Engana-se quem pensa que o sagrado foi completamente separado do racional na Idade Contemporânea. É certo que a presença de ideais meramente religiosos foi bastante reduzida. Porém, o sagrado ainda ocupa um espaço importante na vida em sociedade.
De acordo com Weber (2004, p.101), no Império Romano já havia a separação entre os mandamentos sacros (las) e o direito estatuído (ius). Essa separação foi necessária para que, sobretudo as trocas comerciais, oferecessem uma maior segurança para as partes contratantes. Por exemplo, a religião condenava a usura, o que atrapalhava os financiamentos.

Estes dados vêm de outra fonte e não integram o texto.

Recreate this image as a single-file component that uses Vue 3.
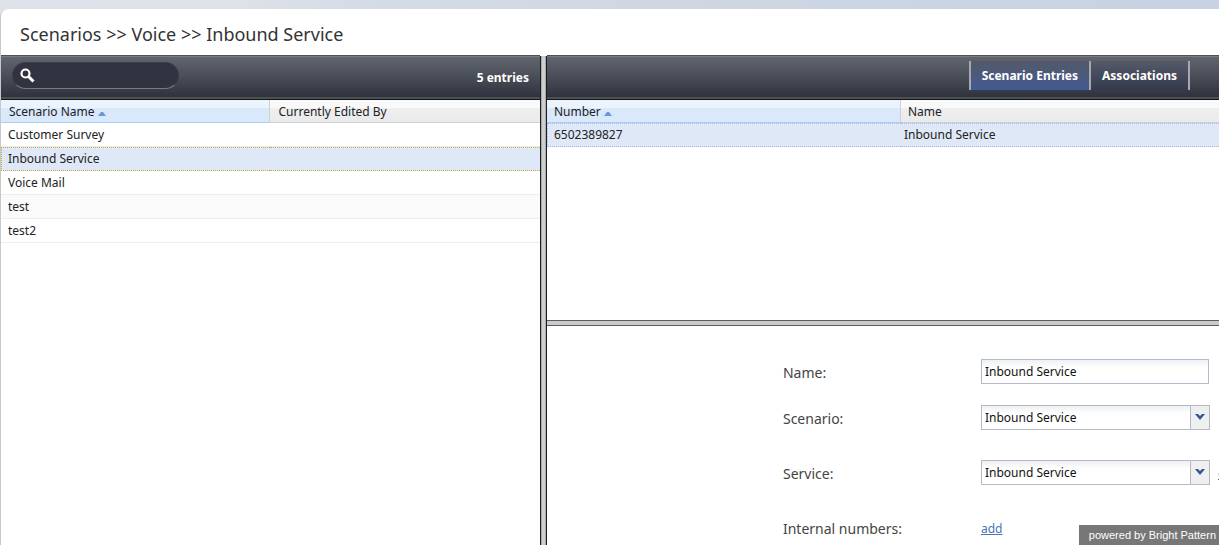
<script setup>
import { ref } from 'vue'

const search = ref('')
const scenarios = ['Customer Survey', 'Inbound Service', 'Voice Mail', 'test', 'test2']
const selected = ref('Inbound Service')
const tabs = ['Scenario Entries', 'Associations']
const activeTab = ref('Scenario Entries')
const name = ref('Inbound Service')
const scenario = ref('Inbound Service')
const service = ref('Inbound Service')
</script>

<template>
  <div class="page">
    <main class="panel">
      <h1 class="title">Scenarios &gt;&gt; Voice &gt;&gt; Inbound Service</h1>
      <div class="body">
        <section class="left">
          <div class="toolbar">
            <label class="search">
              <svg width="16" height="16" viewBox="0 0 16 16" aria-hidden="true">
                <circle cx="5.5" cy="5.5" r="4" fill="none" stroke="#fff" stroke-width="2.2" />
                <path d="M8.5 8.5l5 5" stroke="#fff" stroke-width="3" />
              </svg>
              <input v-model="search" type="text" aria-label="Search scenarios" />
            </label>
            <span class="count">5 entries</span>
          </div>
          <table class="grid scenarios">
            <thead>
              <tr>
                <th class="sorted">Scenario Name
                  <svg width="8" height="4" viewBox="0 0 8 4" aria-hidden="true"><path d="M0 4L3 0h2l3 4z" fill="#6a97d3" /></svg>
                </th>
                <th>Currently Edited By</th>
              </tr>
            </thead>
            <tbody>
              <tr v-for="(s, i) in scenarios" :key="s" :class="{ selected: s === selected, alt: i % 2 === 1 }" @click="selected = s">
                <td>{{ s }}</td>
                <td></td>
              </tr>
            </tbody>
          </table>
        </section>
        <div class="split-v"></div>
        <section class="right">
          <div class="upper">
            <div class="toolbar">
              <nav class="tabs">
                <button v-for="t in tabs" :key="t" type="button" :class="{ active: t === activeTab }" @click="activeTab = t">{{ t }}</button>
              </nav>
            </div>
            <table class="grid entries">
              <thead>
                <tr>
                  <th class="sorted">Number
                    <svg width="8" height="4" viewBox="0 0 8 4" aria-hidden="true"><path d="M0 4L3 0h2l3 4z" fill="#6a97d3" /></svg>
                  </th>
                  <th>Name</th>
                </tr>
              </thead>
              <tbody>
                <tr class="selected">
                  <td>6502389827</td>
                  <td>Inbound Service</td>
                </tr>
              </tbody>
            </table>
          </div>
          <div class="split-h"></div>
          <form class="form" @submit.prevent>
            <div class="row short">
              <label for="name">Name:</label>
              <input id="name" v-model="name" class="field" type="text" />
            </div>
            <div class="row">
              <label for="scenario">Scenario:</label>
              <div class="combo">
                <select id="scenario" v-model="scenario"><option>Inbound Service</option></select>
                <span class="trigger"><svg width="10" height="6" viewBox="0 0 10 6" aria-hidden="true"><path d="M0 0h3l2 2 2-2h3L5 6z" fill="#34549a" /></svg></span>
              </div>
            </div>
            <div class="row">
              <label for="service">Service:</label>
              <div class="combo">
                <select id="service" v-model="service"><option>Inbound Service</option></select>
                <span class="trigger"><svg width="10" height="6" viewBox="0 0 10 6" aria-hidden="true"><path d="M0 0h3l2 2 2-2h3L5 6z" fill="#34549a" /></svg></span>
              </div>
              <a href="#" class="edit">edit</a>
            </div>
            <div class="row">
              <span class="caption">Internal numbers:</span>
              <a href="#">add</a>
            </div>
          </form>
        </section>
      </div>
    </main>
    <div class="powered">powered by Bright Pattern</div>
  </div>
</template>

<style>
body {
  overflow: hidden;
}
</style>

<style scoped>
* {
  box-sizing: border-box;
}
.page {
  position: relative;
  display: flex;
  flex-direction: column;
  height: 100vh;
  padding-top: 9px;
  overflow: hidden;
  background: linear-gradient(90deg, #dfe2ea 0%, #dde1e8 20%, #d3dbe5 32%, #d0d7e0 55%, #cad4e3 75%, #c8d2e2 100%);
  font: 12px/16px "Noto Sans", sans-serif;
  color: #222;
}
.panel {
  flex: 1;
  min-height: 0;
  display: flex;
  flex-direction: column;
  background: #fff;
  border-left: 1px solid #c8c8c8;
  border-radius: 8px 0 0 0;
}
.title {
  margin: 0;
  padding: 13px 19px 9px;
  font-size: 18px;
  line-height: 24px;
  font-weight: 400;
  color: #333;
}
.body {
  flex: 1;
  min-height: 0;
  display: flex;
}
.left {
  flex: 0 0 44.25%;
  min-width: 0;
}
.right {
  flex: 1;
  min-width: 0;
  display: flex;
  flex-direction: column;
}
.toolbar {
  height: 45px;
  display: flex;
  align-items: center;
  justify-content: space-between;
  padding: 0 11px;
  background: linear-gradient(#626671, #4b4f59 45%, #2d303c);
  border-top: 1px solid #505157;
  border-bottom: 1px solid #16171b;
  box-shadow: inset 0 1px #7b7f7a, inset 0 -2px #4b5150;
}
.search {
  display: flex;
  align-items: center;
  width: 167px;
  height: 27px;
  margin-bottom: 4px;
  padding: 0 12px 0 7px;
  border-radius: 14px;
  background: #313440;
  border: 1px solid #3b3e49;
  border-bottom-color: #777b86;
}
.search input {
  flex: 1;
  min-width: 0;
  border: 0;
  outline: 0;
  background: transparent;
  color: #fff;
  font: inherit;
}
.count {
  font-weight: 700;
  color: #fff;
}
.split-v {
  flex: 0 0 7px;
  margin-top: 1px;
  border: solid #1c1d22;
  border-width: 0 1px;
  background: linear-gradient(90deg, #a9abab 1px, #cdcfcf 1px, #cdcfcf 4px, #a9abab 4px);
}
.split-h {
  flex: 0 0 6px;
  border: solid #5b5b60;
  border-width: 1px 0;
  background: #cacacd;
}
.grid {
  width: 100%;
  table-layout: fixed;
  border-collapse: separate;
  border-spacing: 0;
}
.grid th {
  height: 23px;
  padding: 2px 7px 0;
  text-align: left;
  font-weight: 400;
  background: linear-gradient(#f9f9f9 8px, #efeff0 8px, #e9eaeb);
  border-bottom: 1px solid #d0d0d0;
  border-right: 1px solid #d0d0d0;
}
.grid th:last-child {
  border-right: 0;
}
.grid th.sorted {
  background: linear-gradient(#ebf3fd 8px, #d9e8fb 8px);
  border-bottom-color: #aaccf6;
}
.scenarios th {
  padding-left: 8px;
}
.grid td {
  height: 24px;
  padding: 0 7px;
  border: solid #ededed;
  border-width: 0 0 1px;
}
.grid .alt td {
  background: #fafafa;
}
.grid .selected td {
  background: #dfe8f6;
  border-width: 1px 0;
  border-style: dotted;
  border-color: #a3bae9;
}
.grid .selected td:first-child {
  padding-left: 6px;
  border-left-width: 1px;
}
.grid.scenarios .selected td {
  border-color: #cbaa42;
}
.entries th:first-child {
  width: 354px;
}
.entries td:last-child {
  padding-left: 3px;
}
.upper {
  flex: 0 0 54%;
}
.tabs {
  display: flex;
  margin: 0 18px 4px auto;
  border-right: 2px solid #a5a8ae;
}
.tabs button {
  height: 29px;
  padding: 0 11px;
  border: 0;
  border-left: 2px solid #a5a8ae;
  background: linear-gradient(#555a68, #343a4e);
  color: #fff;
  font: 700 12px/16px "Noto Sans", sans-serif;
}
.tabs button.active {
  background: linear-gradient(#535967, #435a91);
}
.form {
  flex: 1;
  min-height: 0;
  padding: 33px 0 0 236px;
  overflow: hidden;
}
.row {
  display: flex;
  align-items: flex-start;
  height: 55px;
  white-space: nowrap;
}
.row.short {
  height: 46px;
}
.row label,
.caption {
  flex: 0 0 198px;
  font-size: 14px;
  line-height: 28px;
  color: #444;
}
.row a {
  line-height: 28px;
  color: #4674b8;
}
.row .edit {
  margin-left: 8px;
}
.field,
.combo {
  flex: 0 0 228px;
  height: 25px;
  border: 1px solid #b5b8c8;
  background: linear-gradient(#eef1f1, #fff 8px);
}
.field {
  padding: 0 3px;
  font: inherit;
  color: #111;
}
.combo {
  flex-basis: 229px;
  display: grid;
  grid-template-columns: 1fr 19px;
}
.combo select {
  grid-area: 1 / 1 / 2 / 3;
  appearance: none;
  padding: 2px 22px 0 3px;
  border: 0;
  background: transparent;
  font: inherit;
  color: #111;
}
.trigger {
  grid-area: 1 / 2;
  display: flex;
  justify-content: center;
  padding-top: 8px;
  border-left: 1px solid #b5b8c8;
  background: #efeff0;
  pointer-events: none;
}
.powered {
  position: absolute;
  right: 0;
  bottom: 0;
  padding: 0 3px 0 10px;
  background: #777;
  color: #fff;
  font: 11px/20px "Liberation Sans", Arial, sans-serif;
}
</style>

Imaginem um direito baseado na irracionalidade cristã, vigorando nos dias atuais. A bolsa de valores simplesmente não existiria. O que, talvez, inviabilizasse toda a cadeia produtiva. Não haveria uma sistema financeiro desenvolvido o suficiente para financiar a produção em larga escala. Os grandes fazendeiros simplesmente não obteriam empréstimos para plantar.
Apesar da racionalização do Direito, é certo que ele emana do povo. As normas contém preceitos morais, muitos vindos de textos bíblicos. No Brasil, por exemplo, 90% da população é cristã. Esse contingente elege seus representantes no legislativo que, consequentemente, tem formação religiosa semelhante a de seus eleitores. O resultado é que os preceitos morais presentes nas normas elaboradas provém da religião.
Ora, nas eleições presidenciais de 2010, a candidata Dilma deixou de ganhar as eleições no primeiro turno por conta de uma queda brusca nas intenções de voto. A queda foi atribuída a uma declaração da candidata dizendo "nem Cristo me tira essa vitória". Em seguida, a intenet foi invadida com vídeos de declarações antigas, de quando ela ainda não era candidata, se dizendo defensora da descriminalização do aborto. Os evangélicos, principalmente, se enfureceram, fazendo Dilma perder milhões de votos.
Um exemplo de como os preceitos morais bíblicos influenciam diretamente o direito mesmo num país laico é o Plano Nacional de Direitos Humanos - 3. É um decreto que recomenda ao poder público a descriminalização do aborto para que o problema possa ser enfrentado pelas entidades de saúde pública. Após o ocorrido nas eleições, com a fúria dos evangélicos, o governo aparentemente engavetou a idéia. O custo político de se promover um direito que desagrade a população cristã fez com que o PNDH-3 fosse prontamente esquecido pela candidata que participou de sua elaboração.
No direito brasileiro, há inúmeras demonstrações da proximidade do sagrado em relação ao racional: até 2005, o adultério era crime, podendo resultar em prisão; o Código Civil de 2003 aceita o casamento religioso como casamento civil; a própria questão da proibição expressa do aborto; a Constituição, que reconhece a união entre homem e mulher.
Enfim, em nossas leis e nas interpretações dela estão presentes os irracionalismos do sagrado. A religião ainda exerce influência e possui espaço dentro do direito. O fato, é que enquanto os pastores exercerem forte influência sobre o povo, o Direito emanado sempre terá influências religiosas.